Detention practices offer a unique window onto broader dynamics of state formation and onto the central relationship between the state and its people. Through this research project we will study the ways in which detention practices contribute to or detract from the establishment and maintenance of democracy and peace in Myanmar. This will involve a particular focus on the experiences, technologies and politics of detention.
We expect that practices of detention in Myanmar will continue to serve as an indicator of regime legitimacy and that social scientific understanding of these practices can serve a vital role in grounding and informing reform efforts and activism within a highly contested local and global space.
Through collaboration with the law faculty at the University of Yangon and the organisation Justice for All the project will contribute to knowledge generation and the development of the capacity of lawyers in the field of human rights and detention. Collaboration will involve the development of course modules and the joint development and supervision of case-based studies as well as the facilitation of seminars and workshops for relevant stakeholders. In addition, we will endeavour to strengthen links and facilitate dialogue opportunities between academia, civil society and state authorities.
Objectives
- To strengthen research-based and policy-relevant understandings of the historical and contemporary role of detention in Myanmar and its significance for state formation.

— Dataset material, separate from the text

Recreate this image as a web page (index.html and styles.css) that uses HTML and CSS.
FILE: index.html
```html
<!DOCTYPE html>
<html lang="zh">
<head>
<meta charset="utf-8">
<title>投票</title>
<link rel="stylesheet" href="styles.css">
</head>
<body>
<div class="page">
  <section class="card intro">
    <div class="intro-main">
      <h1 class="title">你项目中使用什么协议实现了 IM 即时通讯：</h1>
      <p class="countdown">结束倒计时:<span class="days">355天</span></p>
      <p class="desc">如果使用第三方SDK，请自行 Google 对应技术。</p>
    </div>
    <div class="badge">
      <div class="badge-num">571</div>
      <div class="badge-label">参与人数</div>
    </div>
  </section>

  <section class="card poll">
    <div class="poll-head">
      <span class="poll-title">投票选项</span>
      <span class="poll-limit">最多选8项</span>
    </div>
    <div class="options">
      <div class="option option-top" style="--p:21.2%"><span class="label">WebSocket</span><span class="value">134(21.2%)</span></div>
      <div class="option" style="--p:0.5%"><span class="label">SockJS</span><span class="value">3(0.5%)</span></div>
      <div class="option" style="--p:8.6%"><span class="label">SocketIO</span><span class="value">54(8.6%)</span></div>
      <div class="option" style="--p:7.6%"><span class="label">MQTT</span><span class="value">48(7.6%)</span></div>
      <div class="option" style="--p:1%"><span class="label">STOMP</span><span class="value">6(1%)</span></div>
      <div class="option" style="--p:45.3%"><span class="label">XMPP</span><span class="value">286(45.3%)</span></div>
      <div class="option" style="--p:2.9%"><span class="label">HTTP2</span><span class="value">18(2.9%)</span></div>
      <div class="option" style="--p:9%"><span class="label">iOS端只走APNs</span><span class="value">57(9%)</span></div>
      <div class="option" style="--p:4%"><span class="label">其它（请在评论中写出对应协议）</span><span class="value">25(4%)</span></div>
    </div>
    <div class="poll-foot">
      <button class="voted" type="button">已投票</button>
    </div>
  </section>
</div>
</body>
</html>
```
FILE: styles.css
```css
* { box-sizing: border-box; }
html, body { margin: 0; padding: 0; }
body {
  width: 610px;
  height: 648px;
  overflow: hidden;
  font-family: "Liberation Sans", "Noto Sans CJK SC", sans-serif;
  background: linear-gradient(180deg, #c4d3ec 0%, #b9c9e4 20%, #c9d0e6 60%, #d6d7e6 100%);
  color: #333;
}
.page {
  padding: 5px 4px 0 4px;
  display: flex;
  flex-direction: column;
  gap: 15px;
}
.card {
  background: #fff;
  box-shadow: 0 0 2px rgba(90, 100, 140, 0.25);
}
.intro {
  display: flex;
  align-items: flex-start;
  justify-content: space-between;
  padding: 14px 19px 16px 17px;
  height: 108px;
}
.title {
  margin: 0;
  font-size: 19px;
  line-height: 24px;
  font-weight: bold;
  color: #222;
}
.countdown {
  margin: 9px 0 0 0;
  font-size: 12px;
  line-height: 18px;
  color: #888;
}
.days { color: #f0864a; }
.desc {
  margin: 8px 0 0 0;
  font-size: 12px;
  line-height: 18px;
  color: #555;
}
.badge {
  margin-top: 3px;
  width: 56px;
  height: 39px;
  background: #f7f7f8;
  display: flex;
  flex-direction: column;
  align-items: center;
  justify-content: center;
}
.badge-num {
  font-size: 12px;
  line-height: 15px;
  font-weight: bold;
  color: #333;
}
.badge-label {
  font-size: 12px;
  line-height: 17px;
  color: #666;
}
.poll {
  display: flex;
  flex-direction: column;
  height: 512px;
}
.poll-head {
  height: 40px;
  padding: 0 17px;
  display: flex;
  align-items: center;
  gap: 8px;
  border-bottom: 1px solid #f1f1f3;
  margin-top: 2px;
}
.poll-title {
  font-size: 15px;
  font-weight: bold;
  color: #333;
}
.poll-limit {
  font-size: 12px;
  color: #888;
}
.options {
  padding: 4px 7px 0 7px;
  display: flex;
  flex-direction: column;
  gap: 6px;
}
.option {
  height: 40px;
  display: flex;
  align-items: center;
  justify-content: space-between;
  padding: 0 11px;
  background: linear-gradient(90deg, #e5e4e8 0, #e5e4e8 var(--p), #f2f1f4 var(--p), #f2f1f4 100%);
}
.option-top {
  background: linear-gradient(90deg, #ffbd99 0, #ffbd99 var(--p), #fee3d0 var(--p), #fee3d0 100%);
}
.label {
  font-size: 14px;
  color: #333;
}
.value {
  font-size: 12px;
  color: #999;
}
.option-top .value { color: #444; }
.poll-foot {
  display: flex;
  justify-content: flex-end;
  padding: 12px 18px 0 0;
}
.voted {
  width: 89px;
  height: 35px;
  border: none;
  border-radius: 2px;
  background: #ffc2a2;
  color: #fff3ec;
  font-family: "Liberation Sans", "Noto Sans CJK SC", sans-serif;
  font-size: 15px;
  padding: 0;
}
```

- To generate field-based knowledge about the history and consequences of detention and explore how the contemporary penal system responds to the current political thaw.
- To illuminate people’s experiences of detention and the ways in which detention practices contribute to or detract from the establishment and maintenance of democracy and peace.
- To explain the ambiguous and contested nature of detention practices and efforts to reform them and offer insights to policy-makers committed to supporting nascent moves toward rule of law and the realization of democracy and human rights.
- To apply field-based methodologies and promote research-led policy debates on the relationship between state formation and detention.